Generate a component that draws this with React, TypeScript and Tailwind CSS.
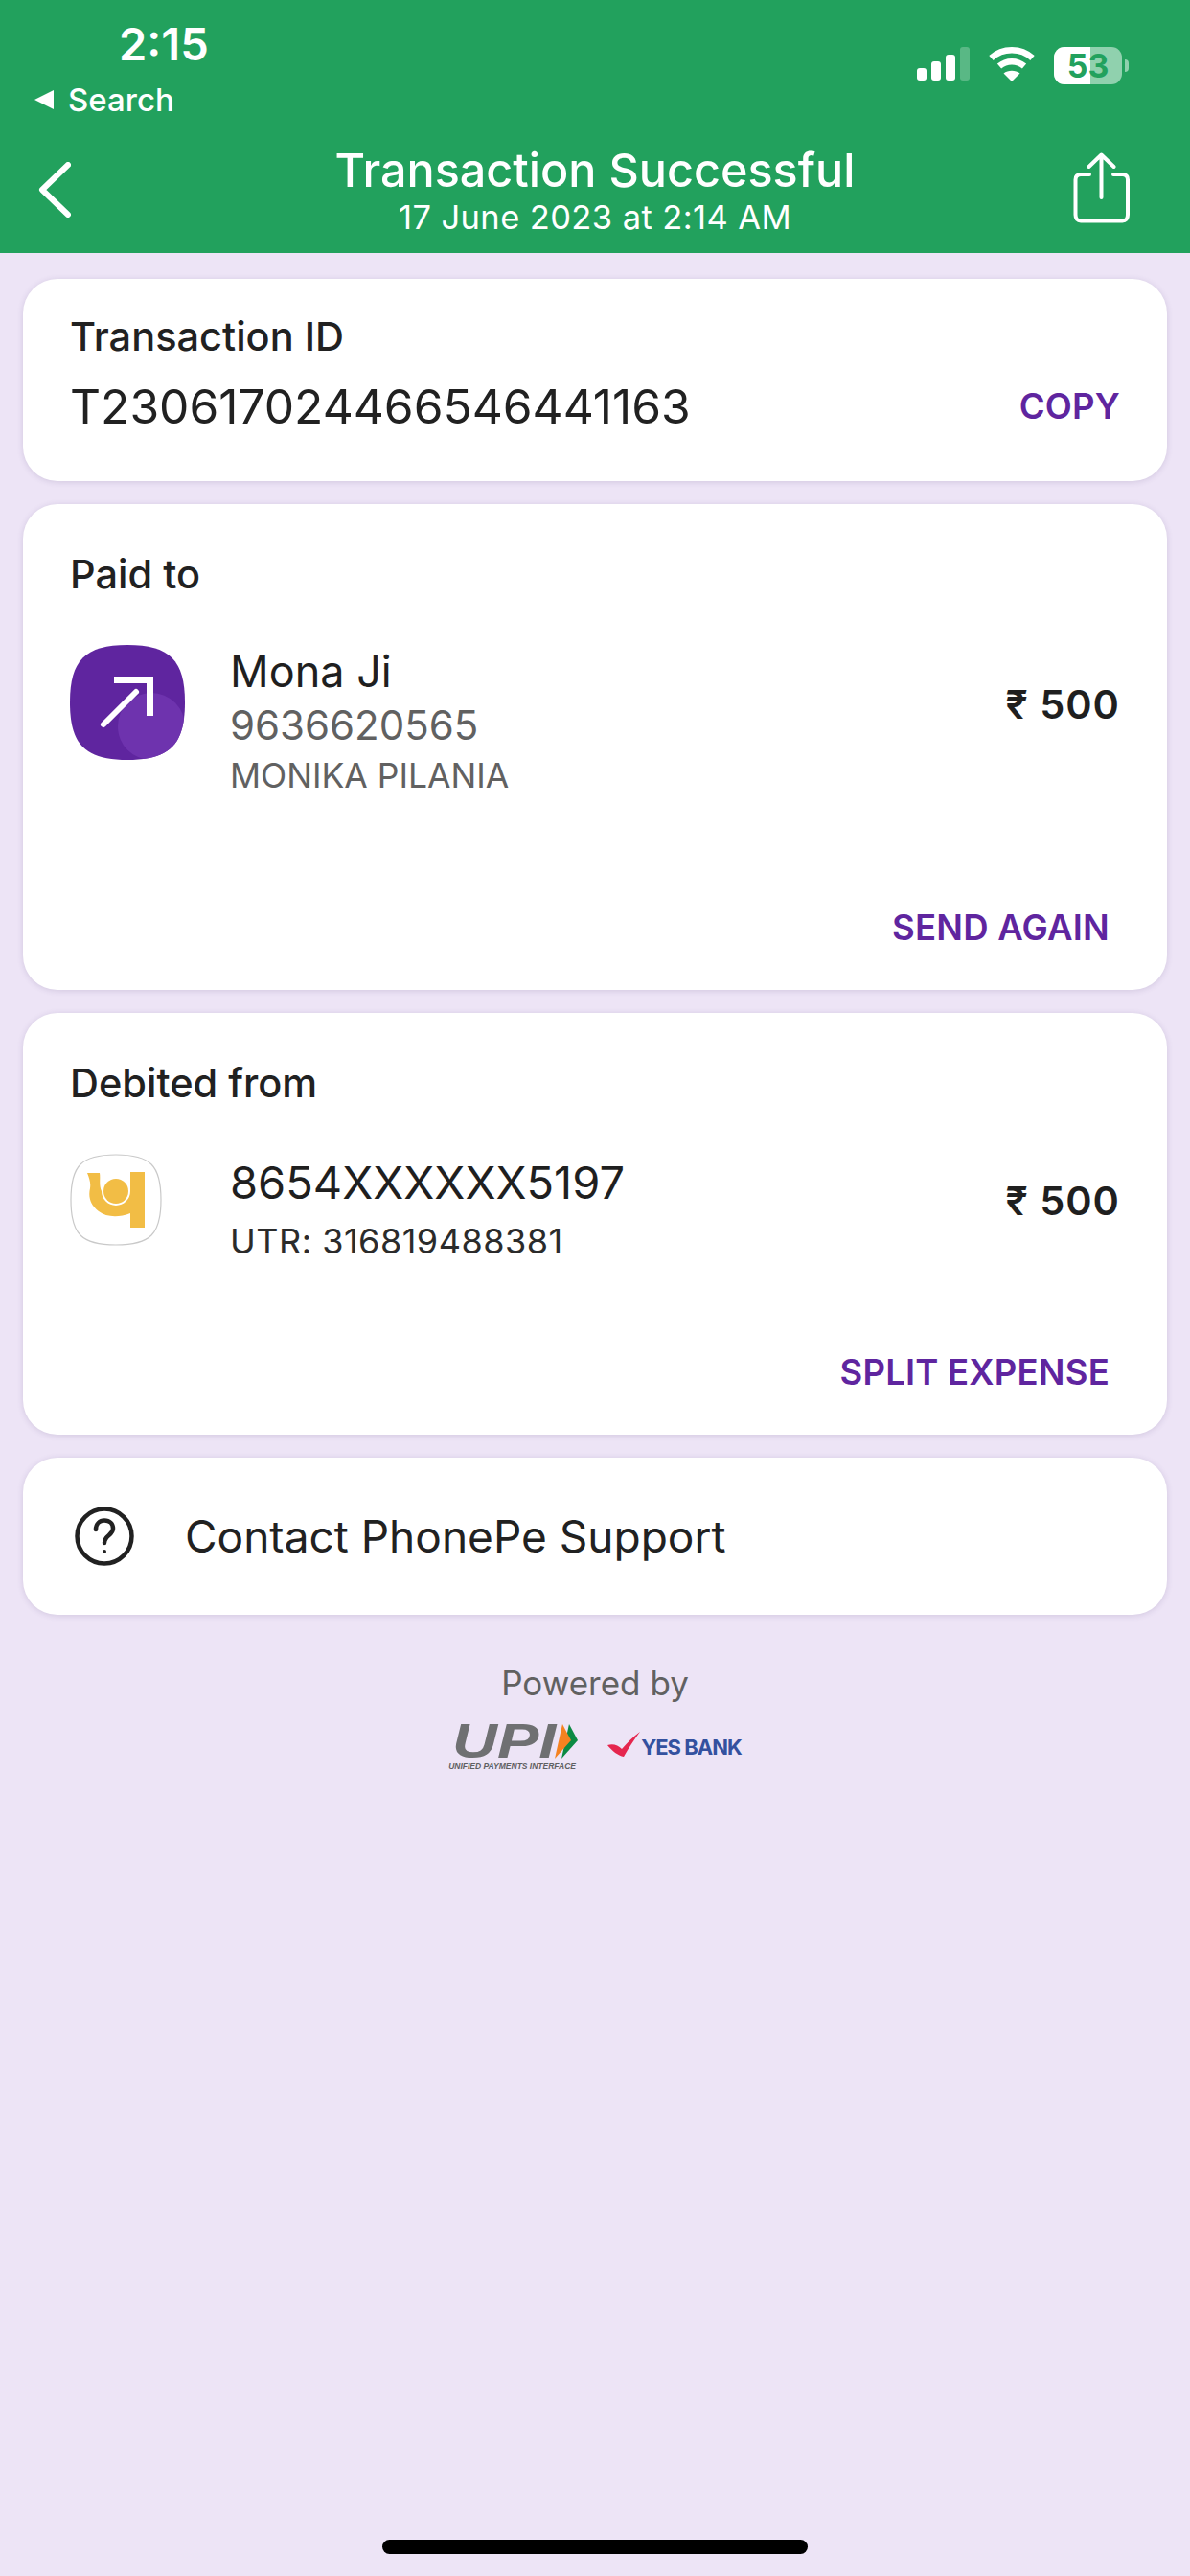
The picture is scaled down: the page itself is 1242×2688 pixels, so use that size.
import React from 'react';

const Card = ({ className = '', children }: { className?: string; children: React.ReactNode }) => (
  <div className={`bg-white rounded-[36px] shadow-[0_1px_6px_rgba(70,50,110,0.16)] ${className}`}>{children}</div>
);

const CardTitle = ({ label }: { label: string }) => (
  <div className="text-[41.500px] leading-[46px] font-medium text-[#212121]">{label}</div>
);

const ActionLink = ({ label }: { label: string }) => (
  <span className="text-[36.500px] leading-[44px] font-semibold tracking-[0.2px] text-[#5f259f]">{label}</span>
);

const Amount = () => (
  <span className="text-[41.500px] leading-[50px] font-semibold tracking-[1px] text-[#1f1f1f]">₹ 500</span>
);

// Status bar icons
const Signal = () => (
  <svg width="55" height="35" viewBox="0 0 55 35" fill="#fff">
    <rect x="0" y="22" width="10" height="13" rx="3" />
    <rect x="15" y="15" width="10" height="20" rx="3" />
    <rect x="30" y="8" width="10" height="27" rx="3" />
    <rect x="45" y="0" width="10" height="35" rx="3" opacity="0.25" />
  </svg>
);

const Wifi = () => (
  <svg width="48" height="36" viewBox="0 0 48 36" fill="none" stroke="#fff" strokeWidth="6.5">
    <path d="M2.5 11.5C14.5 0.5 33.5 0.5 45.5 11.5" />
    <path d="M11 20C18.5 13.5 29.5 13.5 37 20" />
    <path d="M24 36L15.5 27.5C20 23.8 28 23.8 32.5 27.5Z" fill="#fff" stroke="none" />
  </svg>
);

const Battery = () => (
  <div className="flex items-center gap-[3px]">
    <div className="relative w-[71px] h-[39px] rounded-[11px] bg-[#90d1ae] overflow-hidden">
      <div className="absolute inset-y-0 left-0 w-[38px] bg-white" />
      <span className="absolute inset-0 flex items-center justify-center text-[34px] font-bold text-[#22a15d]">53</span>
    </div>
    <div className="w-[4px] h-[13px] rounded-r-[4px] bg-[#90d1ae]" />
  </div>
);

const ShareIcon = () => (
  <svg width="60" height="74" viewBox="0 0 60 74" fill="none" stroke="#fff" strokeWidth="4" strokeLinecap="round" strokeLinejoin="round">
    <path d="M29.5 47V3M16.5 15L29.5 2.5L42.5 15" />
    <path d="M17 23H8C4.5 23 2.5 25 2.5 28.500V65C2.500 69 4.500 71.500 8 71.500H51.500C55 71.500 57 69 57 65V28.500C57 25 55 23 51.500 23H42" />
  </svg>
);

const PaidIcon = () => (
  <svg className="shrink-0" width="120" height="120" viewBox="0 0 120 120">
    <defs>
      <clipPath id="squircle">
        <path d="M60 0C104 0 120 16 120 60C120 104 104 120 60 120C16 120 0 104 0 60C0 16 16 0 60 0Z" />
      </clipPath>
    </defs>
    <g clipPath="url(#squircle)">
      <rect width="120" height="120" fill="#5f259f" />
      <circle cx="85" cy="85" r="35" fill="#6e33ae" />
    </g>
    <path d="M46 36.500H83.500V74" fill="none" stroke="#fff" strokeWidth="7" />
    <path d="M35 83L69 49" fill="none" stroke="#fff" strokeWidth="6" strokeLinecap="round" />
  </svg>
);

const PnbIcon = () => (
  <div className="w-[96px] h-[96px] shrink-0">
    <svg width="96" height="96" viewBox="0 0 96 96">
      <path d="M48 1C84 1 95 12 95 48C95 84 84 95 48 95C12 95 1 84 1 48C1 12 12 1 48 1Z" fill="#fff" stroke="#c9c9c9" strokeWidth="1.200" />
      <path d="M18 20H31C32 26 30 33 33 39A15 15 0 0 0 63 39V19H78V77H63V62C50 67 38 66 30 60C21 53 19 45 21 36C22 30 20 25 18 20Z" fill="#f2bd45" />
      <circle cx="48" cy="39" r="13" fill="#f2bd45" />
    </svg>
  </div>
);

const UpiLogo = () => (
  <div className="flex flex-col w-[135px]">
    <div className="flex items-start h-[36px] pl-[4px]">
      <span className="w-[107px] origin-left scale-x-[1.3] text-[50px] leading-[36px] font-bold italic text-[#6f7072] font-['Liberation_Sans',sans-serif]">UPI</span>
      <svg width="24" height="36" viewBox="0 0 24 36">
        <path d="M15 0L24 17L7 36Z" fill="#0b8a43" />
        <path d="M8 0L17 17L0 36Z" fill="#f58220" />
      </svg>
    </div>
    <span className="mt-[3px] whitespace-nowrap text-[8.500px] leading-[10px] font-semibold italic text-[#5f6062] font-['Liberation_Sans',sans-serif]">UNIFIED PAYMENTS INTERFACE</span>
  </div>
);

const YesBankLogo = () => (
  <div className="flex items-end">
    <svg width="35" height="26" viewBox="0 0 35 26">
      <path d="M0 14C6 12 11 14 15 18C21 11 27 5 34 0C28 8 22 17 17 26C11 25 5 20 0 14Z" fill="#e5264e" />
    </svg>
    <span className="text-[22px] leading-[20px] font-bold tracking-[-1px] text-[#34519f] whitespace-nowrap">YES BANK</span>
  </div>
);

export default function App() {
  return (
    <div className="relative w-[1242px] h-[2688px] bg-[#ede4f6] font-['Inter',sans-serif] text-[#1f1f1f] overflow-hidden">
      {/* Green header */}
      <div className="h-[264px] bg-[#22a15d] text-white">
        <div className="flex justify-between h-[125px] pl-[36px] pr-[64px]">
          <div className="flex flex-col">
            <span className="mt-[20px] ml-[88px] text-[47px] leading-[52px] font-semibold">2:15</span>
            <div className="flex items-center gap-[15px] mt-[12px]">
              <span className="w-0 h-0 border-y-[10px] border-y-transparent border-r-[20px] border-r-white" />
              <span className="text-[33px] leading-[40px] font-medium">Search</span>
            </div>
          </div>
          <div className="flex items-start gap-[20px] pt-[49px]">
            <Signal />
            <Wifi />
            <Battery />
          </div>
        </div>
        <div className="grid grid-cols-[1fr_auto_1fr] items-start h-[139px] px-[40px]">
          <svg className="mt-[44px]" width="34" height="58" viewBox="0 0 34 58" fill="none" stroke="#fff" strokeWidth="6" strokeLinecap="round" strokeLinejoin="round">
            <path d="M31 3L4 29L31 55" />
          </svg>
          <div className="flex flex-col items-center">
            <span className="text-[48.500px] leading-[58px] font-medium mt-[24px]">Transaction Successful</span>
            <span className="text-[34.500px] leading-[40px] tracking-[0.4px]">17 June 2023 at 2:14 AM</span>
          </div>
          <div className="mt-[34px] mr-[22px] justify-self-end">
            <ShareIcon />
          </div>
        </div>
      </div>

      {/* Cards */}
      <div className="flex flex-col gap-[24px] px-[24px] pt-[27px]">
        <Card className="h-[211px] pl-[49px] pr-[49px] pt-[37px]">
          <CardTitle label="Transaction ID" />
          <div className="flex items-center justify-between mt-[20px]">
            <span className="text-[49.700px] leading-[60px] text-[#212121]">T230617024466546441163</span>
            <ActionLink label="COPY" />
          </div>
        </Card>

        <Card className="h-[507px] pl-[49px] pr-[49px] pt-[50px] flex flex-col">
          <CardTitle label="Paid to" />
          <div className="flex items-start mt-[51px]">
            <PaidIcon />
            <div className="flex flex-col ml-[47px] flex-1">
              <span className="text-[45px] leading-[56px] text-[#1f1f1f]">Mona Ji</span>
              <span className="text-[42px] leading-[50px] mt-[3px] text-[#616161]">9636620565</span>
              <span className="text-[35.500px] leading-[42px] mt-[7px] text-[#616161]">MONIKA PILANIA</span>
            </div>
            <div className="mt-[37px]">
              <Amount />
            </div>
          </div>
          <div className="mt-auto mb-[43px] pr-[11px] text-right">
            <ActionLink label="SEND AGAIN" />
          </div>
        </Card>

        <Card className="h-[440px] pl-[49px] pr-[49px] pt-[50px] flex flex-col">
          <CardTitle label="Debited from" />
          <div className="flex items-start mt-[51px]">
            <PnbIcon />
            <div className="flex flex-col ml-[71px] flex-1">
              <span className="text-[47px] leading-[56px] mt-[2px] text-[#1f1f1f]">8654XXXXXX5197</span>
              <span className="text-[36px] leading-[44px] mt-[11px] tracking-[0.5px] text-[#2b2b2b]">UTR: 316819488381</span>
            </div>
            <div className="mt-[24px]">
              <Amount />
            </div>
          </div>
          <div className="mt-auto mb-[43px] pr-[11px] text-right">
            <ActionLink label="SPLIT EXPENSE" />
          </div>
        </Card>

        <Card className="h-[164px] pl-[53px] flex items-center gap-[52px]">
          <svg width="64" height="64" viewBox="0 0 64 64" fill="none" stroke="#212121" strokeWidth="4.500" strokeLinecap="round">
            <circle cx="32" cy="32" r="28.500" />
            <path d="M23 25C23 19 27 15.500 32 15.500C37.500 15.500 41 19 41 24C41 31 32 31 32 39" />
            <circle cx="32" cy="48" r="2" fill="#212121" stroke="none" />
          </svg>
          <span className="text-[46px] leading-[56px] text-[#212121]">Contact PhonePe Support</span>
        </Card>
      </div>

      {/* Powered by */}
      <div className="flex flex-col items-center mt-[50px]">
        <span className="text-[35px] leading-[42px] text-[#616161]">Powered by</span>
        <div className="flex items-start gap-[31px] mt-[22px]">
          <UpiLogo />
          <div className="mt-[8px]">
            <YesBankLogo />
          </div>
        </div>
      </div>

      <div className="absolute left-[399px] top-[2650px] w-[444px] h-[15px] rounded-full bg-black" />
    </div>
  );
}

####################

■ Brief: Count how many lines include the string "that". Nothing but the number is needed.

■ The result: 2